## Instructions for the task
Without the pictures, can you quote each line below exactly?

'''

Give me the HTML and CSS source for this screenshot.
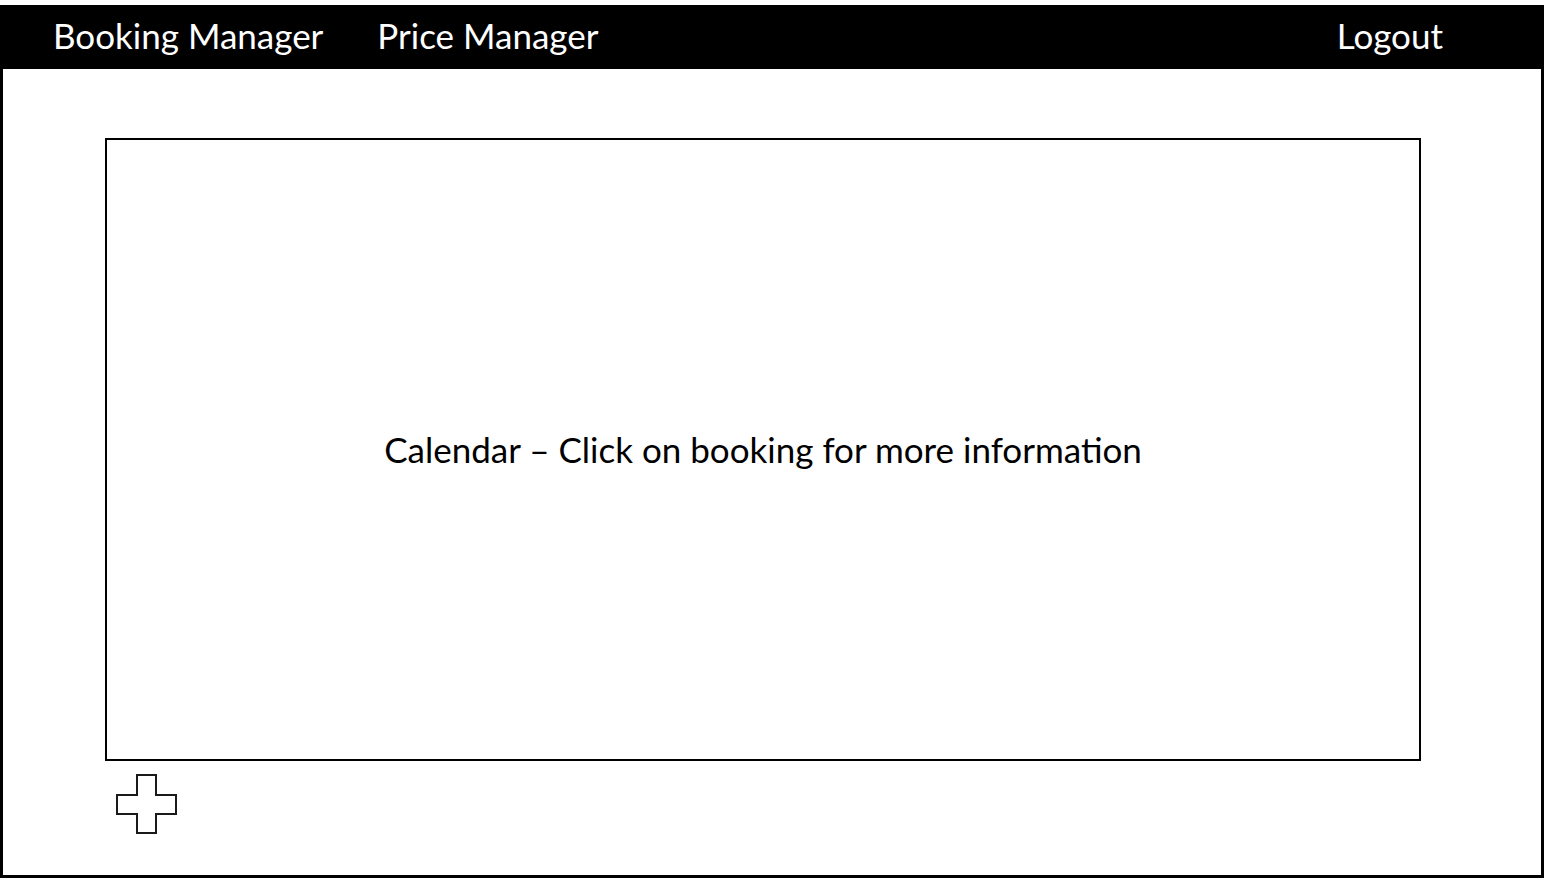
FILE: index.html
```html
<!DOCTYPE html>
<html lang="en">
<head>
    <meta charset="UTF-8">
    <meta name="viewport" content="width=device-width, initial-scale=1.0">
    <title>Booking Manager</title>
    <link rel="stylesheet" href="styles.css">
</head>
<body>
    <div class="frame">
        <div class="topbar">
            <a href="javascript:;" class="nav-link">Booking Manager</a>
            <a href="javascript:;" class="nav-link nav-price">Price Manager</a>
            <a href="javascript:;" class="nav-link nav-logout">Logout</a>
        </div>
        <div class="content">
            <div class="calendar">
                <span>Calendar &ndash; Click on booking for more information</span>
            </div>
            <a href="javascript:;" class="add-btn">
                <svg width="62" height="60" viewBox="0 0 62 60">
                    <polygon points="21,1 40,1 40,21 60,21 60,40 40,40 40,59 21,59 21,40 1,40 1,21 21,21" fill="#fff" stroke="#1a1a1a" stroke-width="2"/>
                </svg>
            </a>
        </div>
    </div>
</body>
</html>
```

FILE: styles.css
```css
*{
    box-sizing: border-box;
}
body{
    margin: 0;
    background: #fff;
    font-family: Lato, "Open Sans", sans-serif;
}
.frame{
    margin-top: 5px;
    width: 1544px;
    height: 873px;
    border: 3px solid #000;
    border-top: none;
}
.topbar{
    height: 64px;
    background: #000;
    display: flex;
    align-items: center;
    padding: 0 98px 4px 50px;
}
.nav-link{
    color: #fff;
    text-decoration: none;
    font-size: 35px;
    line-height: 1;
}
.nav-price{
    margin-left: 54px;
}
.nav-logout{
    margin-left: auto;
}
.content{
    padding: 69px 120px 0 102px;
}
.calendar{
    height: 623px;
    border: 2px solid #000;
    display: flex;
    align-items: center;
    justify-content: center;
    font-size: 35px;
    color: #000;
}
.calendar span{
    margin-top: -2px;
}
.add-btn{
    display: block;
    width: 62px;
    margin: 13px 0 0 11px;
}
.add-btn svg{
    display: block;
}
```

'''

## Task solution
Give me the HTML and CSS source for this screenshot.
FILE: index.html
```html
<!DOCTYPE html>
<html lang="en">
<head>
    <meta charset="UTF-8">
    <meta name="viewport" content="width=device-width, initial-scale=1.0">
    <title>Booking Manager</title>
    <link rel="stylesheet" href="styles.css">
</head>
<body>
    <div class="frame">
        <div class="topbar">
            <a href="javascript:;" class="nav-link">Booking Manager</a>
            <a href="javascript:;" class="nav-link nav-price">Price Manager</a>
            <a href="javascript:;" class="nav-link nav-logout">Logout</a>
        </div>
        <div class="content">
            <div class="calendar">
                <span>Calendar &ndash; Click on booking for more information</span>
            </div>
            <a href="javascript:;" class="add-btn">
                <svg width="62" height="60" viewBox="0 0 62 60">
                    <polygon points="21,1 40,1 40,21 60,21 60,40 40,40 40,59 21,59 21,40 1,40 1,21 21,21" fill="#fff" stroke="#1a1a1a" stroke-width="2"/>
                </svg>
            </a>
        </div>
    </div>
</body>
</html>
```

FILE: styles.css
```css
*{
    box-sizing: border-box;
}
body{
    margin: 0;
    background: #fff;
    font-family: Lato, "Open Sans", sans-serif;
}
.frame{
    margin-top: 5px;
    width: 1544px;
    height: 873px;
    border: 3px solid #000;
    border-top: none;
}
.topbar{
    height: 64px;
    background: #000;
    display: flex;
    align-items: center;
    padding: 0 98px 4px 50px;
}
.nav-link{
    color: #fff;
    text-decoration: none;
    font-size: 35px;
    line-height: 1;
}
.nav-price{
    margin-left: 54px;
}
.nav-logout{
    margin-left: auto;
}
.content{
    padding: 69px 120px 0 102px;
}
.calendar{
    height: 623px;
    border: 2px solid #000;
    display: flex;
    align-items: center;
    justify-content: center;
    font-size: 35px;
    color: #000;
}
.calendar span{
    margin-top: -2px;
}
.add-btn{
    display: block;
    width: 62px;
    margin: 13px 0 0 11px;
}
.add-btn svg{
    display: block;
}
```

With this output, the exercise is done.